My husband is Italian and he mentioned how much he loves rabbit again over the weekend while we were eatting Osso Buco - which he claims I make better than any restaurant he has tried.

So I want very much to surprise him with rabbit for Thanksgiving.

My mother was sharing dinner with us and she knows how I love these surprises so she was pumping him for information about how his mother cooked rabbit.

Basically all we got was rabbit, cooked slow and with pine nuts.

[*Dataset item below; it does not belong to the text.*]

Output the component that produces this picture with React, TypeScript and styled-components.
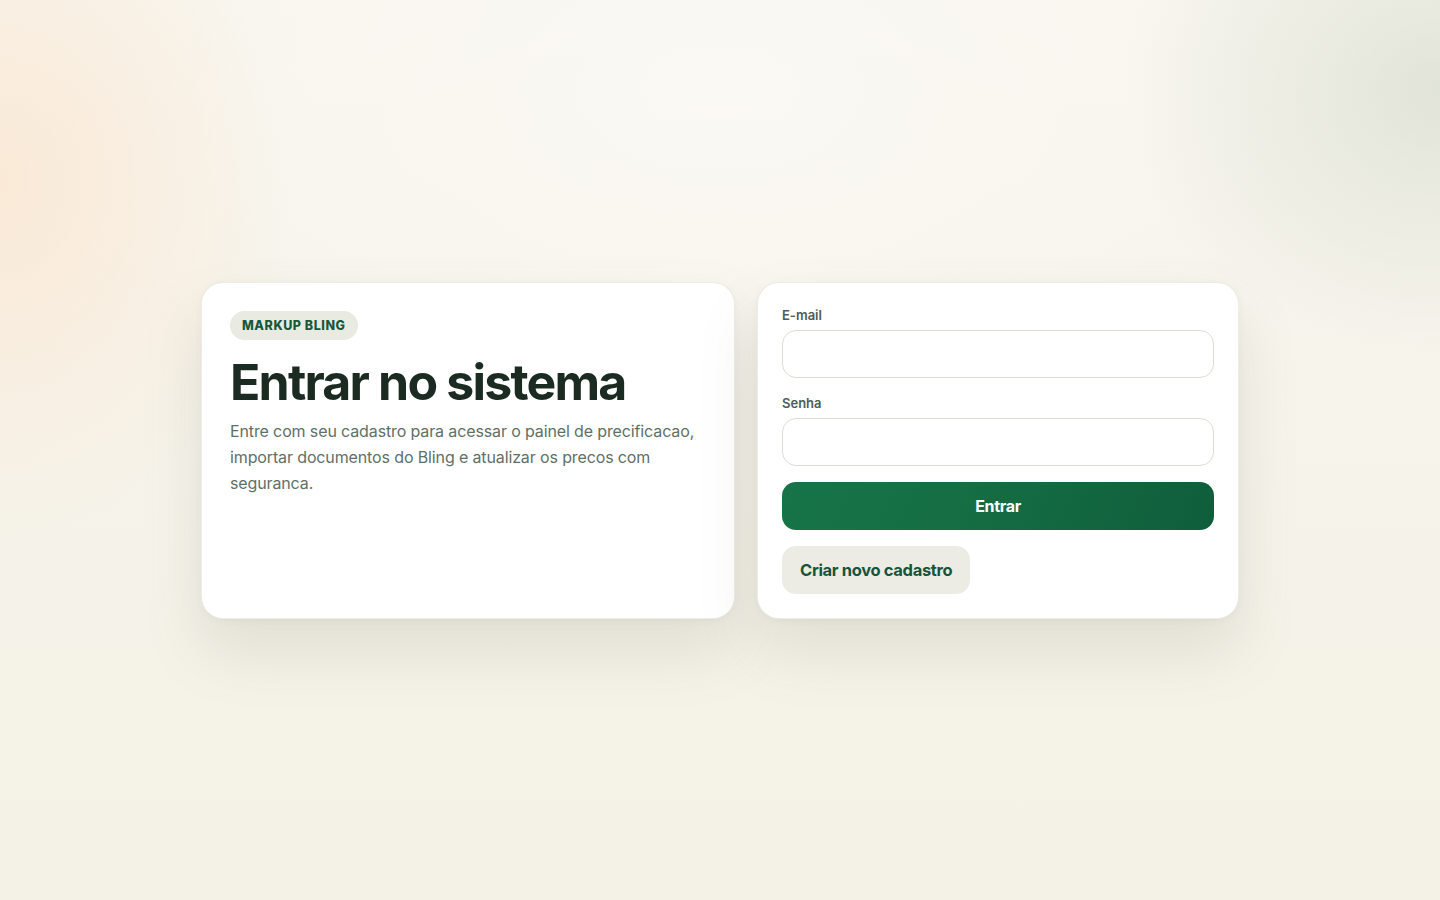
import React from "react";
import styled, { createGlobalStyle } from "styled-components";

const GlobalStyle = createGlobalStyle`
  * { box-sizing: border-box; }
  html, body, #root { margin: 0; padding: 0; height: 100%; }
  body {
    font-family: Inter, "Noto Sans", sans-serif;
    background: #f5f2e8;
  }
`;

const Page = styled.main`
  min-height: 100vh;
  display: flex;
  justify-content: center;
  align-items: center;
  background:
    radial-gradient(ellipse 420px 520px at 0% 20%, rgba(251, 228, 205, 0.7), transparent 70%),
    radial-gradient(ellipse 420px 360px at 100% 10%, rgba(223, 226, 214, 0.9), transparent 75%),
    radial-gradient(ellipse 700px 400px at 50% 10%, rgba(251, 249, 244, 0.9), transparent 80%),
    linear-gradient(180deg, #f8f6ef 0%, #f4f1e6 100%);
`;

const Layout = styled.div`
  display: grid;
  grid-template-columns: 534px 482px;
  gap: 22px;
`;

const Card = styled.section<{ $pad: number }>`
  background: #ffffff;
  border-radius: 22px;
  padding: ${(p) => p.$pad}px;
  box-shadow:
    0 32px 60px rgba(120, 120, 100, 0.16),
    0 2px 6px rgba(120, 120, 100, 0.06);
  border: 1px solid rgba(230, 228, 218, 0.7);
`;

const Badge = styled.span`
  display: inline-flex;
  align-items: center;
  height: 29px;
  padding: 0 12px;
  border-radius: 999px;
  background: #e9eae2;
  color: #17583a;
  font-size: 12.5px;
  font-weight: 800;
  letter-spacing: 0.045em;
  text-transform: uppercase;
`;

const Title = styled.h1`
  margin: 14px 0 0;
  font-size: 50px;
  line-height: 1.12;
  font-weight: 700;
  letter-spacing: -0.036em;
  color: #1c2b21;
`;

const Desc = styled.p`
  margin: 8px 0 0;
  font-size: 16px;
  line-height: 26px;
  color: #617067;
  letter-spacing: -0.008em;
  max-width: 478px;
`;

const Form = styled.form`
  display: flex;
  flex-direction: column;
`;

const Label = styled.label<{ $top?: number }>`
  margin-top: ${(p) => p.$top ?? 0}px;
  font-size: 13px;
  font-weight: 600;
  color: #4f5d54;
  line-height: 16px;
  margin-bottom: 7px;
`;

const Input = styled.input`
  height: 48px;
  border: 1px solid #dfddd3;
  border-radius: 14px;
  background: #ffffff;
  padding: 0 16px;
  font-size: 15px;
  font-family: inherit;
  outline: none;
`;

const Primary = styled.button`
  margin-top: 16px;
  height: 48px;
  border: none;
  border-radius: 14px;
  background: linear-gradient(110deg, #177448 0%, #156e44 40%, #0f5e3b 100%);
  color: #ffffff;
  font-family: inherit;
  font-size: 16px;
  font-weight: 700;
  letter-spacing: -0.02em;
  cursor: pointer;
`;

const Secondary = styled.button`
  margin-top: 16px;
  align-self: flex-start;
  height: 48px;
  padding: 0 18px;
  border: none;
  border-radius: 14px;
  background: #ecece5;
  color: #16553a;
  font-family: inherit;
  font-size: 16.5px;
  font-weight: 700;
  letter-spacing: -0.02em;
  cursor: pointer;
`;

export default function App() {
  return (
    <>
      <GlobalStyle />
      <Page>
        <Layout>
          <Card $pad={28}>
            <Badge>Markup Bling</Badge>
            <Title>Entrar no sistema</Title>
            <Desc>
              Entre com seu cadastro para acessar o painel de precificacao,
              importar documentos do Bling e atualizar os precos com seguranca.
            </Desc>
          </Card>
          <Card $pad={24}>
            <Form onSubmit={(e) => e.preventDefault()}>
              <Label htmlFor="email">E-mail</Label>
              <Input id="email" type="email" />
              <Label htmlFor="senha" $top={17}>
                Senha
              </Label>
              <Input id="senha" type="password" />
              <Primary type="submit">Entrar</Primary>
              <Secondary type="button">Criar novo cadastro</Secondary>
            </Form>
          </Card>
        </Layout>
      </Page>
    </>
  );
}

Can anyone help me out here?

Thanks!


----------



## bbally (Jan 2, 2005)

Will you be using a whole rabbit? Or Rabbit loins? Some really neat things can be done with loins, or whole rabbit but the two are treated differently.


----------



## aboutsales (Nov 18, 2007)

The Italian market nearby has whole rabbits so that was kind of what I was thinking.


----------



## castironchef (Oct 10, 2005)

Is this what you had in mind?

It's a recipe for Rabbit with Pine Nuts & Black Olives - - Coniglio con Pinoli e Olive Nere, posted by someone from Groppo di Treseana in Lunigiana (Tuscany's province of Massa, inland) and that it was a Sunday dish her grandmother used to make when she was little.

Rabbit with Pine Nuts & Black Olives - Coniglio con Pinoli e Olive Nere


----------



## aboutsales (Nov 18, 2007)

I saw that receipe but thanks.


----------